The Inter-American Development Bank’s Japan Program and Mexico’s Environment and Natural Resources Department (SEMARNAT) will hold a seminar in Mexico City on February 17 and 18 to analyze the Japanese and Latin American experiences in balancing economic growth with environmental protection.

The event will bring together top officials of environment ministries and regulating agencies from Chile, Colombia, Costa Rica, Mexico, Peru and Japan; academics, researchers, and leaders of environmental groups and non governmental organizations.

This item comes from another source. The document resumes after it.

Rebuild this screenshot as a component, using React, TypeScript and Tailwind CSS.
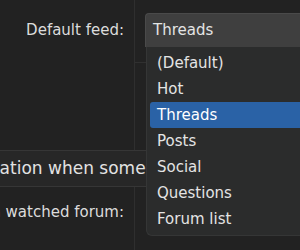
const feeds = ["(Default)", "Hot", "Threads", "Posts", "Social", "Questions", "Forum list"];

export default function App() {
  return (
    <div
      className="relative w-[300px] h-[250px] overflow-hidden bg-[#222222] text-[15px] text-[#dcdcdc]"
      style={{ fontFamily: '"DejaVu Sans", sans-serif' }}
    >
      {/* settings rows */}
      <div className="flex flex-col h-full">
        <div className="grid grid-cols-[135px_1fr] h-[63px]">
          <div className="flex justify-end items-start pt-[19px] pr-[10px] border-r border-[#2f2f2f] leading-[22px]">
            Default feed:
          </div>
          <div className="pl-[10px] pt-[13px] border-b border-[#303030]">
            <div className="h-[34px] rounded-tl-[4px] bg-[#3f3f3f] border-t border-l border-[#4a4a4a] flex items-center pl-[7px] text-[#e4e4e4]">
              Threads
            </div>
          </div>
        </div>

        <div className="grid grid-cols-[135px_1fr] h-[87px]">
          <div className="border-r border-[#2f2f2f]" />
          <div />
        </div>

        <div className="h-[37px] bg-[#272727] border-y border-[#363636] flex items-center overflow-hidden whitespace-nowrap text-[17px] text-[#e2e2e2]">
          <span className="ml-[-53px]">notification when someone replies</span>
        </div>

        <div className="grid grid-cols-[135px_1fr] flex-1">
          <div className="flex justify-end overflow-hidden whitespace-nowrap pt-[14px] pr-[10px] border-r border-[#2f2f2f] leading-[22px]">
            New thread in watched forum:
          </div>
          <div />
        </div>
      </div>

      {/* open dropdown list */}
      <div className="absolute left-[146px] top-[47px] w-[170px] h-[189px] z-10 bg-[#2b2c2c] border-l border-b border-[#353636] rounded-bl-[6px] pt-[3px] pl-[3px]">
        {feeds.map((f) => (
          <div
            key={f}
            className={
              f === "Threads"
                ? "h-[26px] flex items-center pl-[7px] rounded-[3px] bg-[#2a62a6] text-white"
                : "h-[26px] flex items-center pl-[7px] text-[#e4e4e4]"
            }
          >
            {f}
          </div>
        ))}
      </div>
    </div>
  );
}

Participants will discuss successful as well as failed experiences in reconciling rapid development with sound environmental practices. Panels will cover the links between environmental and economic policies, the challenges posed by government decentralization, and civil society and private sector participation in the sustainable management of natural resources.

IDB President Enrique V. Iglesias and Mexico’s Environment and Natural Resources Secretary Víctor Lichtinger Waisman are scheduled to open the event on Monday, February 17, at the Hotel Nikko. Japan’s former prime minister Ryutaro Hashimoto will deliver the seminar’s keynote address on the Japanese experience in environmental management.

The Japan Program was created in 1999 by the Japanese government and the IDB to build stronger ties among Asian and Latin American and Caribbean countries by promoting partnerships for economic and social development.